◆ Given exercise
Where the word "screenshot" occurs in a line, return that line.

Start Extracted material

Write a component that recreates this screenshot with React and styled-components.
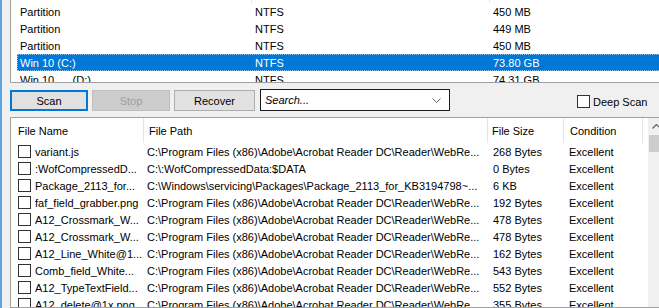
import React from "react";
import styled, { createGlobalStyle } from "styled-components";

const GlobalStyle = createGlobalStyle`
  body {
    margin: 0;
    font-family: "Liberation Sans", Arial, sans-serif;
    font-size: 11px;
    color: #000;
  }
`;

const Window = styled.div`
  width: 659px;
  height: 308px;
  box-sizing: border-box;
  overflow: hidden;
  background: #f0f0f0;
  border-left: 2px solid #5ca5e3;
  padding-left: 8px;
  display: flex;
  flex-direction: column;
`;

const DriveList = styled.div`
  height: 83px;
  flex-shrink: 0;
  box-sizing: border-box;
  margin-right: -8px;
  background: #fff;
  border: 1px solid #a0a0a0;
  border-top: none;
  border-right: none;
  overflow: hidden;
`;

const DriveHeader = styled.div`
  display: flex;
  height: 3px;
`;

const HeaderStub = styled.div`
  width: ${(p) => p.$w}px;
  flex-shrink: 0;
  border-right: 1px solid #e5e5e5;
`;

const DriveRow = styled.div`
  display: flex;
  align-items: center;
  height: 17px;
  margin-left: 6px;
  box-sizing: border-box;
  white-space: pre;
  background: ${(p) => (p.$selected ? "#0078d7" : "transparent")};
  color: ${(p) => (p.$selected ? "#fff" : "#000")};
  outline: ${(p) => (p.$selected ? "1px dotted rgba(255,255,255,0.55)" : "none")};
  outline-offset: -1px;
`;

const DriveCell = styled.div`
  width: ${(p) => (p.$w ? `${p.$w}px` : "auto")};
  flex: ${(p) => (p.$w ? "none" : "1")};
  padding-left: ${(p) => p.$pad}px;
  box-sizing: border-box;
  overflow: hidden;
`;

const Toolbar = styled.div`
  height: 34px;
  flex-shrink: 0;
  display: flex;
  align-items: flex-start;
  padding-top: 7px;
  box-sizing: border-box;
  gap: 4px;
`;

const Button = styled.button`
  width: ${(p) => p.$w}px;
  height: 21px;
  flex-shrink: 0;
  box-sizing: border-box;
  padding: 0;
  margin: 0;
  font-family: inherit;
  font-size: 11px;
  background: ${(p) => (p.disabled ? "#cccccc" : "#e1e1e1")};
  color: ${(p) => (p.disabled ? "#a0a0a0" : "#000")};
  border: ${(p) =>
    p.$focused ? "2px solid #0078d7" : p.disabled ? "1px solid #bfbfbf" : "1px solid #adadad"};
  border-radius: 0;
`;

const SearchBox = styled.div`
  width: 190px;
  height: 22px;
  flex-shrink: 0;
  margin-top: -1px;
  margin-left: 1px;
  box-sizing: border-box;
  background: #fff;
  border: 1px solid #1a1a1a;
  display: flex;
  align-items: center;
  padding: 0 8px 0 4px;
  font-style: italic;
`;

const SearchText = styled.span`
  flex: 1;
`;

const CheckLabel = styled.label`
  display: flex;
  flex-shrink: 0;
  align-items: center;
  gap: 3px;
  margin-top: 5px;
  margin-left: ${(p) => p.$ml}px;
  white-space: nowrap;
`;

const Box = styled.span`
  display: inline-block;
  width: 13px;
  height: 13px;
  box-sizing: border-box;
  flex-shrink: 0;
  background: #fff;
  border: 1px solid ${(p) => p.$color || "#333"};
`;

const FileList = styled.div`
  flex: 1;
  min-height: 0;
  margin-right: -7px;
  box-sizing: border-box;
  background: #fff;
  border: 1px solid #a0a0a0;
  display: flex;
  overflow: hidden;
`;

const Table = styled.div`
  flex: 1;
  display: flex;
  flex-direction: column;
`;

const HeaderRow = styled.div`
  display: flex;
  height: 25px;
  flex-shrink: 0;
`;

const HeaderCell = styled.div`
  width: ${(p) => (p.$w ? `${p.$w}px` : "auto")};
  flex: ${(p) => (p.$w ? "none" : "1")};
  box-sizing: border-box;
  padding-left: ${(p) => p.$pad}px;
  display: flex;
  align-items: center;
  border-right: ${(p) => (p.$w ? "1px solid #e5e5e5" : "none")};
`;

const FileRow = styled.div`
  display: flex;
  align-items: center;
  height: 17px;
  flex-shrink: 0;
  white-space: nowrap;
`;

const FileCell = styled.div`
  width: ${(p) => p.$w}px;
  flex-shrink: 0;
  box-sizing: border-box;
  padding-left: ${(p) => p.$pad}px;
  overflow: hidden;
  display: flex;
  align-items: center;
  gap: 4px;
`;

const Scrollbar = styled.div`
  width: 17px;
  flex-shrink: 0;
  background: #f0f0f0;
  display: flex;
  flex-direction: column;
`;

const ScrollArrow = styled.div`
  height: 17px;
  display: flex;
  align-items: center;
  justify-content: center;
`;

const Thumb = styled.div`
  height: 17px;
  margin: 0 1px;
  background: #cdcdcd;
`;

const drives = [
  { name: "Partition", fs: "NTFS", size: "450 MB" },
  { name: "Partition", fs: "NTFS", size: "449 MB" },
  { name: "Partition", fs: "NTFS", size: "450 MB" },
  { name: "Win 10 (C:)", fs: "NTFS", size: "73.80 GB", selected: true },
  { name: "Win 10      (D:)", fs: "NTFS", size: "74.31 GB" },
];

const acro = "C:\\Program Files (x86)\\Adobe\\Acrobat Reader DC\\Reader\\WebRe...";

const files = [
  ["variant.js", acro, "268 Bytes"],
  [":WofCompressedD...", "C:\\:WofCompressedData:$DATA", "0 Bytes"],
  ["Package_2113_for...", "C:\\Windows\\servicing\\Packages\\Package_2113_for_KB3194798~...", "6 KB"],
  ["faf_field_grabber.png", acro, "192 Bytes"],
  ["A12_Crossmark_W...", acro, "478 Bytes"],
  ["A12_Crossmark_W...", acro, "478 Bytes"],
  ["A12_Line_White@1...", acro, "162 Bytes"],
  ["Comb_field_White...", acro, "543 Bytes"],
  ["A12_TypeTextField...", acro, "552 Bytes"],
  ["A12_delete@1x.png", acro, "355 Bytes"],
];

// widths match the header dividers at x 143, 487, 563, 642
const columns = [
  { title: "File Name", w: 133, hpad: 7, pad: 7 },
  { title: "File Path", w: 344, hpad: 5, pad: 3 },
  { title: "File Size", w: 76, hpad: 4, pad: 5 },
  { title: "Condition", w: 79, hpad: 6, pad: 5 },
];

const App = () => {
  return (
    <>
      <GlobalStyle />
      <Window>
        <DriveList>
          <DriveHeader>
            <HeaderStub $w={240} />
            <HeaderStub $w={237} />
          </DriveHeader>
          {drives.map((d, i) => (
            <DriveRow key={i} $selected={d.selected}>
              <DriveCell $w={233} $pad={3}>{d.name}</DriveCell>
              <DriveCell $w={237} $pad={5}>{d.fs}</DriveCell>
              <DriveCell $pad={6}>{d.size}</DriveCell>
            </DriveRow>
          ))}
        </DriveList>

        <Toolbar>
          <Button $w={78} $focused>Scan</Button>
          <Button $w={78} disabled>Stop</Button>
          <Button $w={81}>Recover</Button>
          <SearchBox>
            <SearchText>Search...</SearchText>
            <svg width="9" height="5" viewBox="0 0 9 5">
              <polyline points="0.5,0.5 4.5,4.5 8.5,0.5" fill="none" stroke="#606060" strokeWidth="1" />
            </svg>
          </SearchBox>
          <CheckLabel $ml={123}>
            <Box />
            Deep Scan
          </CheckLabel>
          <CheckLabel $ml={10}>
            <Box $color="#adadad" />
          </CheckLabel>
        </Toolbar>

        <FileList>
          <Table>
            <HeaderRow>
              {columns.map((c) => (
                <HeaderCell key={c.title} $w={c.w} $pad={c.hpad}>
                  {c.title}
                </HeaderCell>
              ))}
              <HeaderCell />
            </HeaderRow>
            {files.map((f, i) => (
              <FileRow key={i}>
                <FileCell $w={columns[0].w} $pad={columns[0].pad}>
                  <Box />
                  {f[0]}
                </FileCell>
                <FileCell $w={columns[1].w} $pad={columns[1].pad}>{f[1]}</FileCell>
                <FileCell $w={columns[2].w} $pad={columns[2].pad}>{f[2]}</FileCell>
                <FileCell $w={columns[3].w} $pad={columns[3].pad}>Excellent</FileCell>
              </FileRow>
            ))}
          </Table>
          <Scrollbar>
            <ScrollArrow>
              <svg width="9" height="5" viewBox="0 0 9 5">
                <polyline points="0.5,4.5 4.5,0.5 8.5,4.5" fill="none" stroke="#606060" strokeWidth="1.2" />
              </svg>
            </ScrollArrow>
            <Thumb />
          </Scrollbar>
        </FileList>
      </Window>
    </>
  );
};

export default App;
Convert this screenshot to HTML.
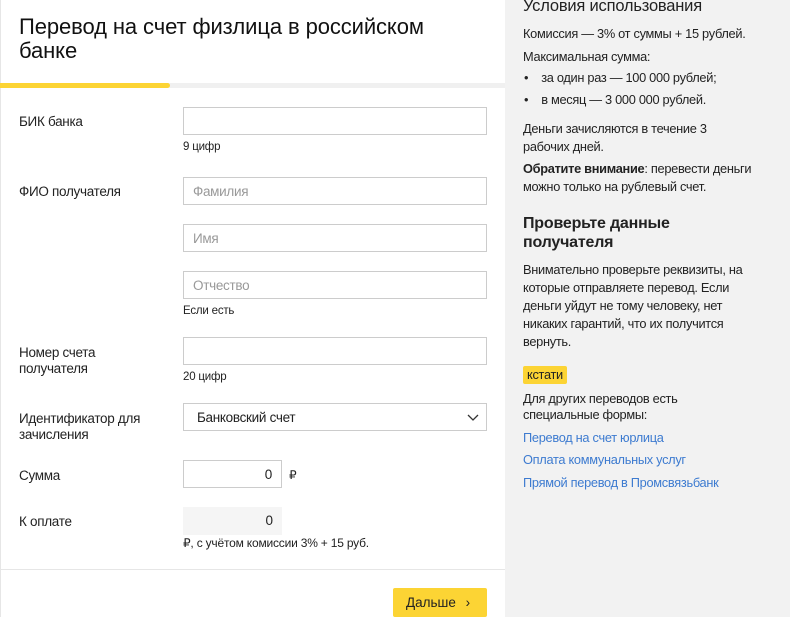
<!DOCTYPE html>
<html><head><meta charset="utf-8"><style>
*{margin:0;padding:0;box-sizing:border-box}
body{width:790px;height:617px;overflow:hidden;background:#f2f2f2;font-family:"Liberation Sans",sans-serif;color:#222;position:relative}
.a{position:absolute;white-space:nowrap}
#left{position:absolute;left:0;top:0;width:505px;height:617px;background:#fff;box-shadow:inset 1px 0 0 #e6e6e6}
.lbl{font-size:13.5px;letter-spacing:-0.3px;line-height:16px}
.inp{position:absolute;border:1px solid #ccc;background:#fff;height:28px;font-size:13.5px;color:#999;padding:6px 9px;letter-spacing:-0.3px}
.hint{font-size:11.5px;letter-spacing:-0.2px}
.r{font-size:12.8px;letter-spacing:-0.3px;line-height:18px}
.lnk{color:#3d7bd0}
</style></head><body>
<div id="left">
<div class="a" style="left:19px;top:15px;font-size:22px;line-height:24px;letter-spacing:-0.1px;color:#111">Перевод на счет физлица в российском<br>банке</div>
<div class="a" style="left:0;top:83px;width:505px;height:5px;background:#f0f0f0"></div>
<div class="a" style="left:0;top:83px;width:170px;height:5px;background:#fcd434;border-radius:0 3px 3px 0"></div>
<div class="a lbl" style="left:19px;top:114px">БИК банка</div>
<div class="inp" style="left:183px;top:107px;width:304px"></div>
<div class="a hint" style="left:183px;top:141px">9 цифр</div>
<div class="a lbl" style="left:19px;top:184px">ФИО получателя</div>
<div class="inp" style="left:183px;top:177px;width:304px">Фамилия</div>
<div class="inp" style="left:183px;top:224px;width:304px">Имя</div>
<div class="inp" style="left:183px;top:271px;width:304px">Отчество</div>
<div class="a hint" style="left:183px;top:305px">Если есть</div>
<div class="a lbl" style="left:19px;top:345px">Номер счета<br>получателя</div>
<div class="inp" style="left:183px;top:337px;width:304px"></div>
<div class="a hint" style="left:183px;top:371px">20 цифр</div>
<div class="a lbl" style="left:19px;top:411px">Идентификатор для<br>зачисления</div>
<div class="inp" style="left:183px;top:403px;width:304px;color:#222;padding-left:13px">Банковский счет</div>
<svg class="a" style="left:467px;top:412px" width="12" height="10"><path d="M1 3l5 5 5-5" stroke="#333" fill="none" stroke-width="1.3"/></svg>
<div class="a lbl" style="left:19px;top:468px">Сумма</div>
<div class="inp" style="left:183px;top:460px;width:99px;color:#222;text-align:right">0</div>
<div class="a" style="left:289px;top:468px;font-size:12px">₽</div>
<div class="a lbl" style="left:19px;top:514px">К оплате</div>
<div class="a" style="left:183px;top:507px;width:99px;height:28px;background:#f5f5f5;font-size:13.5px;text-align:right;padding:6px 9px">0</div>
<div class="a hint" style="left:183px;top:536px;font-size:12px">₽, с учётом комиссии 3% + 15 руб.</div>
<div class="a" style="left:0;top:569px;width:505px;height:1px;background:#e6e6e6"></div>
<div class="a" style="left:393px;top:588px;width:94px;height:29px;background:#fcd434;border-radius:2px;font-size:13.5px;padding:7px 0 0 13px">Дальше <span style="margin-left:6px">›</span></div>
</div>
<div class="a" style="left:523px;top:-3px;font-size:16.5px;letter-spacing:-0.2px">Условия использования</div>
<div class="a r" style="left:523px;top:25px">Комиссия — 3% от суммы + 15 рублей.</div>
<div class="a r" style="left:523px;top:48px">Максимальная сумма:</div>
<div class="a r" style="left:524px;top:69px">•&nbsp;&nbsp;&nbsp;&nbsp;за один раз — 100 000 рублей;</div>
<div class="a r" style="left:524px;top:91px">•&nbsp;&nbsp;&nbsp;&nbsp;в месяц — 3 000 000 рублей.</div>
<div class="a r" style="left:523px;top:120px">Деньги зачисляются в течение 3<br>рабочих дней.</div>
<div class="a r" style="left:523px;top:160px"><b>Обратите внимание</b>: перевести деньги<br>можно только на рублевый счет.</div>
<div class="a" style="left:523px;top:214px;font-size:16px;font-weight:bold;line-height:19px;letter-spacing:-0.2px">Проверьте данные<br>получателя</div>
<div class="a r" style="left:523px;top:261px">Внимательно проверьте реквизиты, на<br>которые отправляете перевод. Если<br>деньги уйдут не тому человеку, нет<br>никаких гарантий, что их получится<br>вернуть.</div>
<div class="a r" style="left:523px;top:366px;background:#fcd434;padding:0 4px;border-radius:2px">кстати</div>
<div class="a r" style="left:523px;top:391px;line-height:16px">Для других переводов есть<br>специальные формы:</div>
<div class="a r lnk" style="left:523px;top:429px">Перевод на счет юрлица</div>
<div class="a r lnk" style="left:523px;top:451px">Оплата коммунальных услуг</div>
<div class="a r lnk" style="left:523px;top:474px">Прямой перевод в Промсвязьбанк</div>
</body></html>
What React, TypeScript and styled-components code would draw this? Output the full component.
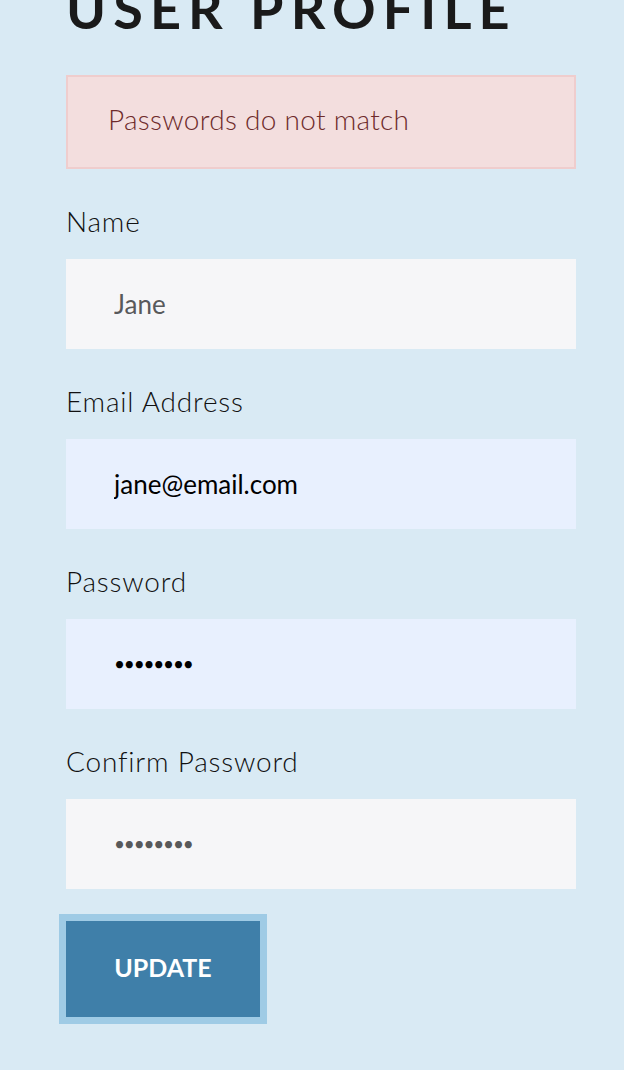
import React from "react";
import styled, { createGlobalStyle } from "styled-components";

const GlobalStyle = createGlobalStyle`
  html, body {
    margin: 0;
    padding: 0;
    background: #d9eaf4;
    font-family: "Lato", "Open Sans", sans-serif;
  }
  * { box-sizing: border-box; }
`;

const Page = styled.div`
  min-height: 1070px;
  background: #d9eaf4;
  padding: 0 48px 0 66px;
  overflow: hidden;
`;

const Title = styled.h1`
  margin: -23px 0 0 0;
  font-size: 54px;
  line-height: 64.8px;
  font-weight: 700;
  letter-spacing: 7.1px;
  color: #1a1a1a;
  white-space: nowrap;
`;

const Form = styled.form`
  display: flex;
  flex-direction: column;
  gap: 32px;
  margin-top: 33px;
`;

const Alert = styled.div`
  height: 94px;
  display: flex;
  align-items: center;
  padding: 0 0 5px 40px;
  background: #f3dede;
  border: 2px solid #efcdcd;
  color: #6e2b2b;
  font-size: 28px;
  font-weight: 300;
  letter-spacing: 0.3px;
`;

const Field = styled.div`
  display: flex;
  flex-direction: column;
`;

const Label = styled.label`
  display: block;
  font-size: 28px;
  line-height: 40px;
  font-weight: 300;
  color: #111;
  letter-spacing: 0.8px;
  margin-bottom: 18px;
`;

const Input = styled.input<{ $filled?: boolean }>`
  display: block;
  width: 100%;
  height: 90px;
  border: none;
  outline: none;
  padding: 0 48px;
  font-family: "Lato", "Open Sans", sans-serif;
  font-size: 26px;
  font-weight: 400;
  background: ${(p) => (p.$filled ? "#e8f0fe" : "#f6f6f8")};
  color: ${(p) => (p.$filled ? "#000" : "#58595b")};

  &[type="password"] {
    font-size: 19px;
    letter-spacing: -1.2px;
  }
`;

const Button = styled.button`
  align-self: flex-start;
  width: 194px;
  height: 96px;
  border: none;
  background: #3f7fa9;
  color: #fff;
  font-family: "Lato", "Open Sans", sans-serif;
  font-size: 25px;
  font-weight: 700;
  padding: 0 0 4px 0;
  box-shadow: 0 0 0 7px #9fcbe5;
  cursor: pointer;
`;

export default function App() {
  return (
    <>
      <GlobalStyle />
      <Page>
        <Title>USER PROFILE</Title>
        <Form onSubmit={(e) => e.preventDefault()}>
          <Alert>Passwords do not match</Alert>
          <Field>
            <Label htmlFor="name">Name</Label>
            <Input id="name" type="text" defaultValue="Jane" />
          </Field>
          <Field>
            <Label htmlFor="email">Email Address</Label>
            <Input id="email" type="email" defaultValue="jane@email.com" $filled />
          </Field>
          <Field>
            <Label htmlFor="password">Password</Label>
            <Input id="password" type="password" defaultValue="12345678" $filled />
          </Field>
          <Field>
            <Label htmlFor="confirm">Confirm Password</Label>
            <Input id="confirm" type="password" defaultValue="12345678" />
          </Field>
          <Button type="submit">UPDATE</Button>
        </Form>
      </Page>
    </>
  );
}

End Extracted material

◆ Expected output
Write a component that recreates this screenshot with React and styled-components.
Convert this screenshot to HTML.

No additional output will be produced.